Some serotype are also related to the pathogenicity in E. coli, such as O101, O147, O139, O157, O141 and O149, etc. (Garabal et al., 1996; Ojeniyi et al., 1994). Now immunization is the main way to prevent the E. coli disease, due to more serotype, complexity of antigen and the high variability characteristics in E. coli, moreover, serotype exist certain differences in different areas, it brings much difficulties to the prevention and control of the E. coli diseases.
The prevention and control of E. coli diarrhea except testing the distribution of the main virulence factors, survey superiority serotype in order to choose appropriate vaccine is also indispensable in the region. The study showed that the advantage of serotype in Tibetan piglets with white score diarrhea were O8, O64, O138, O157, O139 and O141 which was same with most parts of China (Sun et al., 2004). However, some research showed the different results (Li et al., 2000), the probable reason may be that these serotypes are relatively popular in Tibet or the number of samples tested were small which can’t represent the entire area on serum type characteristics in Tibetan pigs, and need further research.
Tibetan pig is widely known for its tolerance to disease and strong adaptability to the harsh Tibetan environment of low oxygen levels and changeable temperatures (Li et al., 2005).
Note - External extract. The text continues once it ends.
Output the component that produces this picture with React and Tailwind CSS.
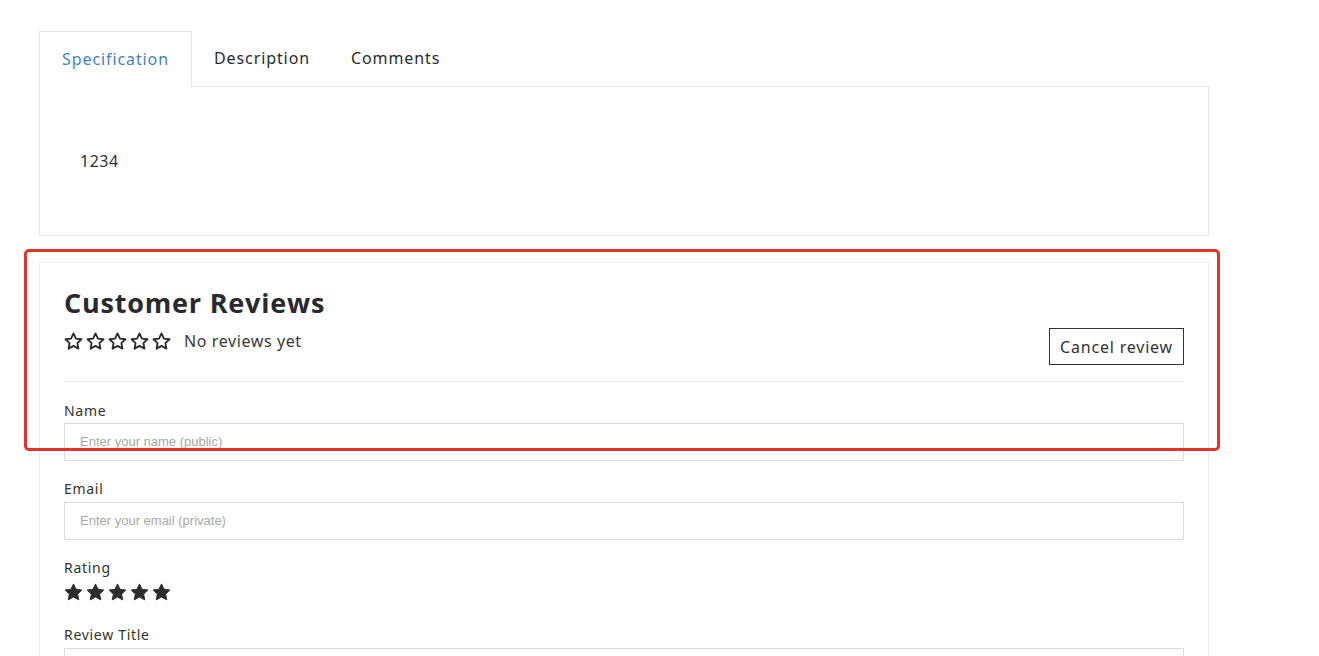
import React from "react";

const StarOutline = () => (
  <svg width="19" height="18" viewBox="0 0 24 23" fill="none" stroke="#2d2d2d" strokeWidth="2.4" strokeLinejoin="round">
    <path d="M12 1.8l3.1 6.6 7.1.9-5.2 4.9 1.3 7.1L12 17.8l-6.3 3.5 1.3-7.1-5.2-4.9 7.1-.9z" />
  </svg>
);

const StarFilled = () => (
  <svg width="19" height="18" viewBox="0 0 24 23" fill="#2d2d2d" stroke="#2d2d2d" strokeWidth="1.2" strokeLinejoin="round">
    <path d="M12 1.2l3.3 6.8 7.4 1-5.4 5.2 1.4 7.4L12 18l-6.7 3.6 1.4-7.4L1.3 9l7.4-1z" />
  </svg>
);

const body = { fontFamily: '"Noto Sans", "Open Sans", sans-serif' };
const ph = { fontFamily: '"Liberation Sans", Arial, sans-serif' };

export default function App() {
  return (
    <div className="relative min-h-[656px] w-[1319px] bg-white text-[#333]" style={body}>
      <div className="pl-[39px] pt-[31px] w-[1209px]">
        {/* Tabs */}
        <div className="flex h-[56px] text-[16px] tracking-[0.9px]">
          <div className="relative z-10 flex items-center justify-center w-[153px] pb-[2px] border border-b-0 border-[#e6e6e6] bg-white text-[#4a7fc3]">
            Specification
          </div>
          <div className="flex items-center pb-[2px] pl-[22px] pr-[41px] text-[#2b2b2b]">Description</div>
          <div className="flex items-center pb-[2px] text-[#2b2b2b]">Comments</div>
        </div>
        <div className="-mt-px h-[150px] border border-[#e6e6e6] pl-[40px] pt-[62px] text-[16px] tracking-[0.5px] text-[#333]">
          1234
        </div>

        {/* Reviews */}
        <div className="mt-[26px] border border-[#ececec] px-[24px] pt-[24px] pb-[40px]">
          <h2
            className="text-[27px] font-bold leading-[32px] tracking-[0.8px] text-[#2a2a2e]"
            style={{ fontFamily: '"Open Sans", "Noto Sans", sans-serif' }}
          >
            Customer Reviews
          </h2>
          <div className="flex items-start justify-between pb-[16px] border-b border-[#e8e8e8]">
            <div className="flex items-center gap-[13px] mt-[10px]">
              <div className="flex gap-[3px]">
                <StarOutline />
                <StarOutline />
                <StarOutline />
                <StarOutline />
                <StarOutline />
              </div>
              <span className="text-[16px] tracking-[0.6px] text-[#3a3a3a]">No reviews yet</span>
            </div>
            <button className="mt-[9px] h-[37px] border border-[#333] px-[10px] text-[16px] tracking-[0.8px] text-[#333]">
              Cancel review
            </button>
          </div>

          <label className="block mt-[19px] text-[14px] leading-[20px] tracking-[0.7px] text-[#333]">Name</label>
          <div className="mt-[2px] h-[38px] border border-[#dcdcdc] flex items-center px-[15px]">
            <span className="text-[13px] text-[#a9a9a9]" style={ph}>
              Enter your name (public)
            </span>
          </div>

          <label className="block mt-[18px] text-[14px] leading-[20px] tracking-[0.7px] text-[#333]">Email</label>
          <div className="mt-[3px] h-[38px] border border-[#dcdcdc] flex items-center px-[15px]">
            <span className="text-[13px] text-[#a9a9a9]" style={ph}>
              Enter your email (private)
            </span>
          </div>

          <label className="block mt-[18px] text-[14px] leading-[20px] tracking-[0.7px] text-[#333]">Rating</label>
          <div className="flex gap-[3px] mt-[5px]">
            <StarFilled />
            <StarFilled />
            <StarFilled />
            <StarFilled />
            <StarFilled />
          </div>

          <label className="block mt-[24px] text-[14px] leading-[20px] tracking-[0.7px] text-[#333]">Review Title</label>
          <div className="mt-[3px] h-[38px] border border-[#dcdcdc]" />
        </div>
      </div>

      {/* annotation overlay */}
      <div className="pointer-events-none absolute left-[24px] top-[249px] w-[1196px] h-[202px] rounded-[5px] border-[3px] border-[#e5332a]" />
    </div>
  );
}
But this research has showed that there are still many piglets with the E. coli disease, the main reasons might be that management does not reach the designated position, weak consciousness of prevention and controling disease in local farmers and herdsmen or the high altitude and large temperature difference between day and night, which can easily drop the immunity level of piglets, causing the occurrence of E. coli disease. In addition, the soil and water contaminated by the feces in the environment is the important reason that lead to the diarrhea; moreover, nutritional factors, sanitary conditions and environmental factors can also lead to this condition. In this region free grazing and feeding systems are adopted therefore, more liquidity among pigs thus increases the spreading opportunity for E. coli diseases (Johanna et al., 2014).
It is suggested that, so herein we suggest some measures should be taken prevent and control the E. coli infection. Initially, it is important to improve the management of swine breeding to decrease spread of disease from direct contact between healthy and diarrhea pigs. Furthermore, regular disinfection is necessary to use for piggery and isolation of infected pigs correspondingly during outbreak of disease. Lastly, authorities should set a strict policy for the prevention and control of disease to spread from one place to another.
Acknowledgment
This study was supported by Key Science Fund of Science and Technology Agency of Tibet Autonomous Region, Twelfth Five-Year National Science and Technology Support Project (Grant No. 2012BAD3B03).
Statement of conflict of interest
Authors have declared no conflict of interest.